One morning J., who had started early for the studio, came back to tell me that a group of Filipinos had just gone over to St. Peter’s.
“How do you know they are Filipinos?”
“I don’t know; they look like two Filipino art students who used to be in Rome. One of them was named Luna. He was the best draughtsman in the studio; he beat everybody at drawing; seemed to have a dash of the Japanese dexterity.”
“Was he any relation to General Luna?”
“Only his brother,” said J. Now that is Rome, and that is J.!
I hurried over to St. Peter’s and caught up with the Filipinos before they had made the third chapel of prayer. They are small, swarthy men; their faces show a strange mingling of races, something of the Malay, the Mongol, the Latin, with a fourth element I did not recognize,—rather deadly looking folk, I thought, but very devout in their behavior at church.

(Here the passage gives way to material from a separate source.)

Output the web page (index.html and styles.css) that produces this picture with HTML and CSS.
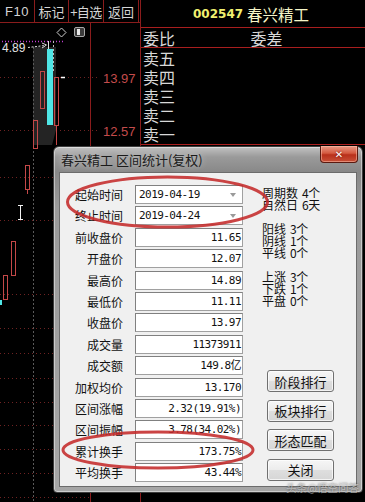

When royalty comes to the Vatican there is a deal of pother. The morning of the King of Siam’s visit to the Pope, we were waked at dawn by the carts fetching the royal yellow sand, and the men spreading it thick over the streets where the wheels of royalty were to pass. The King, whom we saw perfectly, is a fierce-looking little fellow; he was dressed in quite the most lovely uniform I have ever seen; white broadcloth, embroidered in gold. Do you suppose their good clothes are any mitigation to the ennui of sovereigns? I should think they might be.
Easter Sunday, 1900.
We thought we had seen Rome crowded before, but we had not! During the past week, the crowds have been almost inconceivable. By Wednesday all the bathrooms at the Grand Hotel that could be spared had been turned into bedrooms. Last night a pair of travellers slept in the red plush cushioned elevator, and two in the big comfortable hotel omnibus. Cabs are a rare commodity—even the gobbo has deserted us and hired himself out by the week to the pilgrims. The electric cars (did I tell you they had put these pests in under our very windows?) are so jammed that we go for the most part “shanks’ mare.” Many of our friends have let their apartments, and gone away for the rest of the season. We could have got a good price for ours; but in spite of the undeniable inconvenience (the cost of provisions has almost doubled), we would not have missed the experience. The city has been a Babel of foreign tongues, a kaleidescope of foreign faces and costumes. One tastes life as from a goblet filled and brimming over with sparkling, heady wine. That old gogpate, Z——, has let his villa, carriage, servants, even his precious Antonio, the best cook in Rome. He said to J., “I cannot afford to stay in Rome when the price of filet has doubled and I can get my whole year’s rent by letting the villa for three months.”
“We cannot afford not to stay in Rome when it is so interesting,” said J. There you have the two ways of looking at life—the Philistine’s and the artist’s!